Health care and energy companies helped push stocks higher Monday, as Wall Street kicked off the first trading day in May with more gains after a four-month winning streak.
The S&P 500 rose 0.3%. Industrial and financial stocks also helped lift the market. Falling technology and communication stocks, and companies that rely on consumer spending, kept the market's gains in check. Treasury yields were mixed.
Investors welcomed new economic data indicating the economy is strengthening. They also continued to focus on the latest batch of corporate earnings reports, which have been mostly encouraging and have helped fuel optimism about a solid economic recovery this year.
“In terms of earnings, we’re in a good place,” said Hilary Kramer, chief investment officer for Kramer Capital Research. “The good news is that we’re getting excellent guidance from these companies.”
The S&P 500 index rose 11.49 points to 4,192.66. The benchmark index’s latest gains follow a 5.2% surge in April, its best month since November 2020, when President Joe Biden was elected. It logged a gain of about 28% between November and April.
The Dow Jones Industrial Average added 238.38 points, or 0.7%, to 34,113.23. The tech-heavy Nasdaq shed an early gain and lost 67.56 points, or 0.5%, to 13,895.12.
Smaller companies, which have outgained the broader market this year, also had a good showing. The Russell 2000 index picked up 11 points, or 0.5%, to 2,277.45.
Stocks have been grinding higher on expectations of an economic recovery and strong company profits this year as large-scale coronavirus vaccination programs help people return to jobs and normal behaviors after more than a year of restrictions. Massive support from the U.S. government and the Federal Reserve, and increasingly positive economic data, have also helped put investors in a buying mood, keeping stock indexes near their all-time highs.
More than half of the companies in the S&P 500 have reported their results so far this earnings season, which show profit growth of 54% so far, according to FactSet.
This will be another busy week for earnings reports, with Merck, Pepsi, Colgate-Palmolive and CVS among the companies reporting their latest quarterly results. Investors will also get April’s jobs report on Friday.

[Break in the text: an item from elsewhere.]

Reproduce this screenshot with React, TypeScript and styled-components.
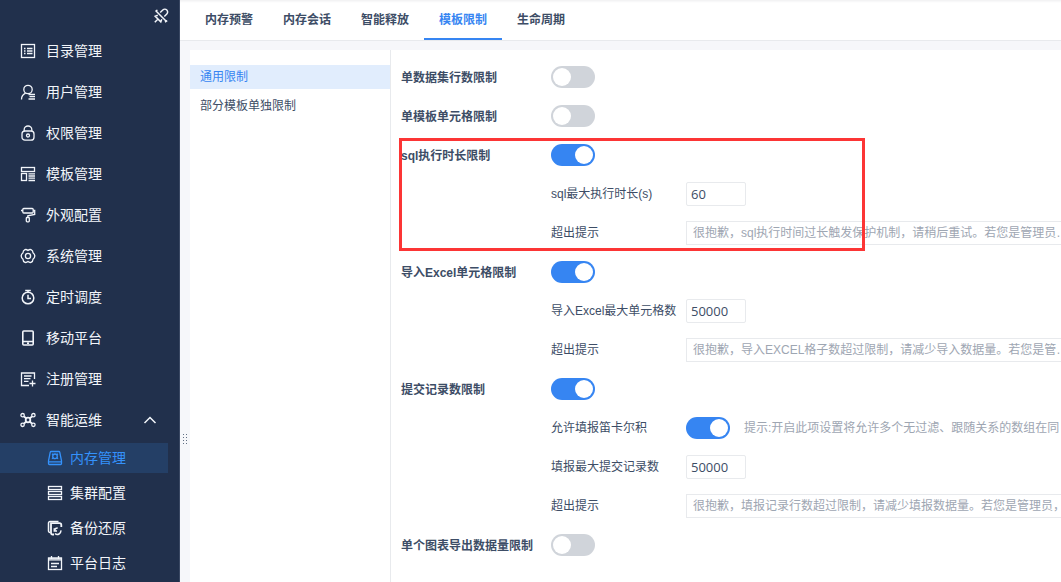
import React from "react";
import styled, { createGlobalStyle } from "styled-components";

const GlobalStyle = createGlobalStyle`
  * { box-sizing: border-box; }
  body {
    margin: 0;
    font-family: "Liberation Sans", "Noto Sans CJK SC", sans-serif;
    font-size: 12px;
    line-height: 24px;
    color: #3d4d66;
  }
  button, input { font: inherit; color: inherit; margin: 0; }
`;

const Page = styled.div`
  display: flex;
  height: 100vh;
  overflow: hidden;
  background: #f6f7fa;
`;

const Sidebar = styled.nav`
  flex: none;
  width: 180px;
  background: #21304c;
  border-right: 1px solid #3a4863;
  color: #f2f5fa;
  font-size: 14px;
  overflow: hidden;
`;

const SidebarTop = styled.div`
  display: flex;
  justify-content: flex-end;
  height: 30px;
  padding: 8px 10px 0 0;
`;

const PinButton = styled.button`
  display: flex;
  width: 16px;
  height: 16px;
  padding: 0;
  border: 0;
  background: none;
`;

const MenuList = styled.ul`
  list-style: none;
  margin: 0;
  padding: 0;
`;

const MenuLink = styled.a`
  display: flex;
  align-items: center;
  gap: 10px;
  height: 41px;
  padding: 0 22px 0 20px;
  color: inherit;
  text-decoration: none;
`;

const MenuText = styled.span`
  flex: 1;
  white-space: nowrap;
`;

const SubMenu = styled(MenuList)`
  display: flex;
  flex-direction: column;
  gap: 5px;
  padding-top: 3px;
`;

const SubLink = styled.a<{ $active?: boolean }>`
  display: flex;
  align-items: center;
  gap: 7px;
  height: 30px;
  margin-right: 11px;
  padding-left: 47px;
  color: ${(p) => (p.$active ? "#3492fc" : "inherit")};
  background: ${(p) => (p.$active ? "#243f66" : "transparent")};
  text-decoration: none;
`;

const Svg = styled.svg`
  flex: none;
  display: block;
  fill: none;
  stroke: currentColor;
`;

const Splitter = styled.div`
  flex: none;
  display: flex;
  align-items: flex-end;
  justify-content: center;
  width: 10px;
  padding-bottom: 135px;
`;

const Content = styled.div`
  flex: 1;
  min-width: 0;
  display: flex;
  flex-direction: column;
`;

const TabBar = styled.header`
  flex: none;
  display: flex;
  height: 41px;
  padding-left: 10px;
  background: #fff;
  border-bottom: 1px solid #e8eaed;
  box-shadow: inset 0 3px 3px -2px #ececee;
`;

const Tab = styled.button<{ $active?: boolean }>`
  padding: 2px 15px 0;
  border: 0;
  border-bottom: 2px solid ${(p) => (p.$active ? "#3685f2" : "transparent")};
  background: none;
  font-weight: 700;
  white-space: nowrap;
  color: ${(p) => (p.$active ? "#3685f2" : "inherit")};
`;

const Body = styled.div`
  flex: 1;
  min-height: 0;
  display: flex;
`;

const Panel = styled.div`
  flex: 1;
  min-width: 0;
  display: flex;
  margin-top: 9px;
  background: #fff;
`;

const ScopeList = styled.div`
  flex: none;
  display: flex;
  flex-direction: column;
  gap: 5px;
  width: 201px;
  padding-top: 15px;
  border-right: 1px solid #e8eaed;
`;

const Scope = styled.button<{ $active?: boolean }>`
  height: 24px;
  padding: 0 10px;
  border: 0;
  text-align: left;
  color: ${(p) => (p.$active ? "#3685f2" : "inherit")};
  background: ${(p) => (p.$active ? "#e1edfd" : "transparent")};
`;

const Settings = styled.main`
  flex: 1;
  min-width: 0;
  display: flex;
  flex-direction: column;
  gap: 15px;
  padding: 15px 0 15px 10px;
  overflow: hidden;
`;

const Group = styled.section`
  position: relative;
  display: flex;
  flex-direction: column;
  gap: 15px;
`;

const Highlight = styled.div`
  position: absolute;
  top: -5px;
  bottom: -6px;
  left: -2px;
  width: 466px;
  border: 3px solid #fc3535;
  pointer-events: none;
`;

const Row = styled.div<{ $sub?: boolean }>`
  display: grid;
  grid-template-columns: ${(p) => (p.$sub ? "135px" : "150px")} max-content max-content;
  align-items: center;
  height: 24px;
  padding-left: ${(p) => (p.$sub ? "150px" : "0")};
  white-space: nowrap;
`;

const Label = styled.label<{ $bold?: boolean }>`
  padding-top: ${(p) => (p.$bold ? "2px" : "0")};
  line-height: ${(p) => (p.$bold ? "22px" : "24px")};
  font-weight: ${(p) => (p.$bold ? 700 : 400)};
`;

const Switch = styled.input`
  appearance: none;
  display: block;
  width: 44px;
  height: 22px;
  padding: 2px;
  border-radius: 11px;
  background: #d0d4da;

  &::before {
    content: "";
    display: block;
    width: 18px;
    height: 18px;
    border-radius: 50%;
    background: #fff;
  }
  &:checked { background: #3685f2; }
  &:checked::before { margin-left: auto; }
`;

const NumberBox = styled.input`
  width: 60px;
  height: 24px;
  padding: 0 4px;
  border: 1px solid #e8eaed;
  border-radius: 2px;
  background: #fff;
  font-family: "Open Sans", sans-serif;
  font-size: 13px;
`;

const MessageBox = styled.input`
  width: 400px;
  height: 24px;
  padding: 0 6px;
  border: 1px solid #e8eaed;
  background: #fff;
  color: #9ea6b2;
  text-overflow: ellipsis;
`;

const Hint = styled.span`
  padding-left: 14px;
  color: #9ea6b2;
`;

const shapes: Record<string, React.ReactNode> = {
  list: (
    <>
      <rect x="1.5" y="1.5" width="13" height="13" />
      <path d="M4 5.5h1.5M4 8h1.5M4 10.5h1.5M7 5.5h5.5M7 8h5.5M7 10.5h5.5" />
    </>
  ),
  user: (
    <>
      <circle cx="8" cy="5.5" r="4.2" />
      <path d="M5.6 9.2C3 10.3 1.5 12.5 1.5 15.5M8.5 10.5h6.5M9.5 12.7h5.5M8.5 15h6.5" />
    </>
  ),
  lock: (
    <>
      <path d="M4.2 6V4.5a3.8 3.5 0 0 1 7.6 0V6" />
      <rect x="2" y="6" width="12" height="9.2" rx="3" />
      <circle cx="8" cy="10.5" r="1.5" />
    </>
  ),
  template: (
    <>
      <rect x="1.5" y="1.5" width="13" height="4" />
      <rect x="1.5" y="7.5" width="5" height="7" />
      <path d="M8.5 7.8H15M8.5 10H15M8.5 12.2H15M8.5 14.5H15" />
    </>
  ),
  roller: (
    <>
      <rect x="2.8" y="1.5" width="10.4" height="4.5" rx="1" />
      <path d="M2.8 3.5H1M13.2 3.5h1.5v4L7.8 8.8v1.7" />
      <rect x="6.3" y="10.5" width="3" height="4.3" rx="0.8" />
    </>
  ),
  gear: (
    <>
      <path d="M5 1.6Q6.500 1.200 8 2.400Q9.500 1.200 11 1.600Q13 2.500 13 4.800Q14.800 6 14.800 8Q14.800 10 13 11.200Q13 13.500 11 14.400Q9.500 14.800 8 13.600Q6.500 14.800 5 14.400Q3 13.500 3 11.200Q1.200 10 1.200 8Q1.200 6 3 4.800Q3 2.500 5 1.600z" />
      <circle cx="8" cy="8" r="2.6" />
    </>
  ),
  timer: (
    <>
      <circle cx="8" cy="9" r="5.8" strokeWidth="1.5" />
      <path d="M5.2 1.5h5.6M8 1.5v1.7M8 5.8v3.7h3" strokeWidth="1.5" />
    </>
  ),
  phone: (
    <>
      <rect x="2.8" y="1" width="10.4" height="14" rx="1" strokeWidth="1.6" />
      <path d="M2.8 11.5h10.4M7 13.3h2" strokeWidth="1.5" />
    </>
  ),
  register: (
    <path d="M14.5 8V2h-13v12.5H9M4 5h7.5M4 7.7h6.500M4 10.4h4.500M12.500 9.5v6M9.5 12.5h6" />
  ),
  network: (
    <>
      <circle cx="2.6" cy="3.2" r="1.7" />
      <circle cx="13.4" cy="3.2" r="1.7" />
      <circle cx="2.6" cy="12.8" r="1.7" />
      <circle cx="13.4" cy="12.8" r="1.7" />
      <circle cx="8" cy="8" r="2.3" strokeWidth="1.8" />
      <path d="M4 4.500l2.400 2M12 4.500l-2.400 2M4 11.500l2.400-2M12 11.500l-2.400-2" strokeWidth="1.8" />
    </>
  ),
  memory: (
    <>
      <path
        d="M4.200 1.500h7.600a1 1 0 0 1 1 .8l1.700 8.500v2.700a1 1 0 0 1-1 1h-11a1 1 0 0 1-1-1v-2.700l1.700-8.500a1 1 0 0 1 1-.8zM1.500 11.800h13"
        strokeLinejoin="round"
      />
      <circle cx="8" cy="6.300" r="2.300" />
      <path d="M5 3.800l1.200 1M11 3.800l-1.200 1M5 8.800l1.200-1M11 8.800l-1.200-1" />
    </>
  ),
  cluster: (
    <>
      <rect x="1.5" y="1.5" width="13" height="3" />
      <rect x="1.5" y="6.5" width="13" height="3" />
      <rect x="1.5" y="11.5" width="13" height="3" />
    </>
  ),
  backup: (
    <>
      <path d="M3 12.500a1.500 1.500 0 0 1-1.500-1.500V3A1.500 1.500 0 0 1 3 1.500h8.500" strokeWidth="1.5" />
      <path
        d="M7 14.500H5.500A1.500 1.500 0 0 1 4 13V3.200h8.500a1.800 1.800 0 0 1 1.800 1.800v2"
        strokeWidth="1.8"
      />
      <path
        d="M8 13.500a3.500 3.500 0 0 0 5.800-3.200M7.300 8.300v2.700h2.700M7.500 10.800a3.200 3.200 0 0 1 3.200-2.800"
        strokeWidth="1.5"
      />
    </>
  ),
  calendar: (
    <>
      <rect x="1.5" y="3" width="13" height="11.5" />
      <path d="M1 4.200h14" strokeWidth="3" strokeOpacity="0.8" />
      <path d="M4.5 1v3M11.5 1v3M4 8.5h8M4 11.5h6" />
    </>
  ),
  unpin: (
    <path
      d="M7.200 4.500L9.800 2a2.800 2.800 0 0 1 4 4l-2.500 2.600M8.800 11.200l-1 2.600-5.600-5.600 2.600-1M5 11l-3.200 3.200M2.500 2.500l11 11M3.800 1.800v2.500M12 14.200l2.200-1.500"
      strokeWidth="1.5"
    />
  ),
};

const Icon = ({ name }: { name: string }) => (
  <Svg width="16" height="16" viewBox="0 0 16 16" strokeWidth="1.3" aria-hidden="true">
    {shapes[name]}
  </Svg>
);

const menu = [
  ["list", "目录管理"],
  ["user", "用户管理"],
  ["lock", "权限管理"],
  ["template", "模板管理"],
  ["roller", "外观配置"],
  ["gear", "系统管理"],
  ["timer", "定时调度"],
  ["phone", "移动平台"],
  ["register", "注册管理"],
];

const operations = [
  ["memory", "内存管理"],
  ["cluster", "集群配置"],
  ["backup", "备份还原"],
  ["calendar", "平台日志"],
];

const tabs = ["内存预警", "内存会话", "智能释放", "模板限制", "生命周期"];

type FieldProps = { id: string; label: string };

const SwitchRow = ({ id, label, on }: FieldProps & { on?: boolean }) => (
  <Row>
    <Label $bold htmlFor={id}>{label}</Label>
    <Switch id={id} type="checkbox" role="switch" defaultChecked={on} />
  </Row>
);

const NumberRow = ({ id, label, value }: FieldProps & { value: string }) => (
  <Row $sub>
    <Label htmlFor={id}>{label}</Label>
    <NumberBox id={id} type="text" inputMode="numeric" defaultValue={value} />
  </Row>
);

const MessageRow = ({ id, value }: { id: string; value: string }) => (
  <Row $sub>
    <Label htmlFor={id}>超出提示</Label>
    <MessageBox id={id} type="text" defaultValue={value} />
  </Row>
);

export default function App() {
  return (
    <Page>
      <GlobalStyle />
      <Sidebar>
        <SidebarTop>
          <PinButton type="button" aria-label="取消固定">
            <Icon name="unpin" />
          </PinButton>
        </SidebarTop>
        <MenuList>
          {menu.map(([icon, text]) => (
            <li key={text}>
              <MenuLink href="#">
                <Icon name={icon} />
                <MenuText>{text}</MenuText>
              </MenuLink>
            </li>
          ))}
          <li>
            <MenuLink href="#" aria-expanded="true">
              <Icon name="network" />
              <MenuText>智能运维</MenuText>
              <Svg width="14" height="8" viewBox="0 0 14 8" strokeWidth="1.5" aria-hidden="true">
                <path d="M1.5 7L7 1.5 12.5 7" />
              </Svg>
            </MenuLink>
            <SubMenu>
              {operations.map(([icon, text], i) => (
                <li key={text}>
                  <SubLink href="#" $active={i === 0}>
                    <Icon name={icon} />
                    {text}
                  </SubLink>
                </li>
              ))}
            </SubMenu>
          </li>
        </MenuList>
      </Sidebar>
      <Content>
        <TabBar>
          {tabs.map((text) => (
            <Tab key={text} type="button" $active={text === "模板限制"}>
              {text}
            </Tab>
          ))}
        </TabBar>
        <Body>
          <Splitter>
            <Svg width="6" height="14" viewBox="0 0 6 14" strokeWidth="1" aria-hidden="true">
              <path d="M1.5 1v12M4.5 1v12" strokeDasharray="1 2" strokeOpacity="0.8" />
            </Svg>
          </Splitter>
          <Panel>
            <ScopeList>
              <Scope type="button" $active>通用限制</Scope>
              <Scope type="button">部分模板单独限制</Scope>
            </ScopeList>
            <Settings>
              <SwitchRow id="rows" label="单数据集行数限制" />
              <SwitchRow id="cells" label="单模板单元格限制" />
              <Group>
                <SwitchRow id="sql" label="sql执行时长限制" on />
                <NumberRow id="sql-max" label="sql最大执行时长(s)" value="60" />
                <MessageRow
                  id="sql-message"
                  value="很抱歉，sql执行时间过长触发保护机制，请稍后重试。若您是管理员，请调整限制"
                />
                <Highlight />
              </Group>
              <Group>
                <SwitchRow id="excel" label="导入Excel单元格限制" on />
                <NumberRow id="excel-max" label="导入Excel最大单元格数" value="50000" />
                <MessageRow
                  id="excel-message"
                  value="很抱歉，导入EXCEL格子数超过限制，请减少导入数据量。若您是管理员，请调整限制"
                />
              </Group>
              <Group>
                <SwitchRow id="submit" label="提交记录数限制" on />
                <Row $sub>
                  <Label htmlFor="cartesian">允许填报笛卡尔积</Label>
                  <Switch id="cartesian" type="checkbox" role="switch" defaultChecked />
                  <Hint>提示:开启此项设置将允许多个无过滤、跟随关系的数组在同</Hint>
                </Row>
                <NumberRow id="submit-max" label="填报最大提交记录数" value="50000" />
                <MessageRow
                  id="submit-message"
                  value="很抱歉，填报记录行数超过限制，请减少填报数据量。若您是管理员，请调整限制"
                />
              </Group>
              <SwitchRow id="chart" label="单个图表导出数据量限制" />
            </Settings>
          </Panel>
        </Body>
      </Content>
    </Page>
  );
}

While earnings have been solid, the market still faces several key risks, Kramer said, including a spike in COVID-19 cases in India shutting down manufacturing and commerce and hurting the global economic recovery, along with inflation concerns.
Among the biggest gainers Monday were oilfield services company Baker Hughes, which vaulted 8%, clothing retailer Gap Inc., which jumped 7.2%, and flooring manufacturer Mohawk Industries, which climbed 7.5%.
Shares of Verizon Communications added 0.2% after the company announced it would sell off the remnants of Yahoo! and AOL into a new company backed by private equity firm Apollo Global Management. Verizon bought Yahoo and AOL's media assets about six years ago in an effort to compete with Google and Facebook, but the effort never panned out and Verizon returned its focus to its traditional wireless cell operations.
Warren Buffett's Berkshire Hathaway rose 1.5% after the billionaire investor named his successor after years of speculation. Greg Abel, who runs Berkshire Hathaway’s non-insurance business, will step into the CEO role when Buffett retires.
On the economic front, a report on U.S. manufacturing activity in April came in below economists' expectations, but still was strong for the month. The Institute for Supply Management's manufacturing index came in at 60.7 for April, compared with the 65.0 reading that was expected. However that figure is still well above the 50-point mark that indicates expanding manufacturing activity.
A report on U.S. construction spending showed similar results, making gains but still falling short of economists' forecasts. Spending on construction projects rose just 0.2% in March, the Commerce Department said Monday, significantly less than the 1.7% jump economists had expected.
The yield on the 10-year U.S. Treasury note slipped to 1.60% from 1.65% late Friday.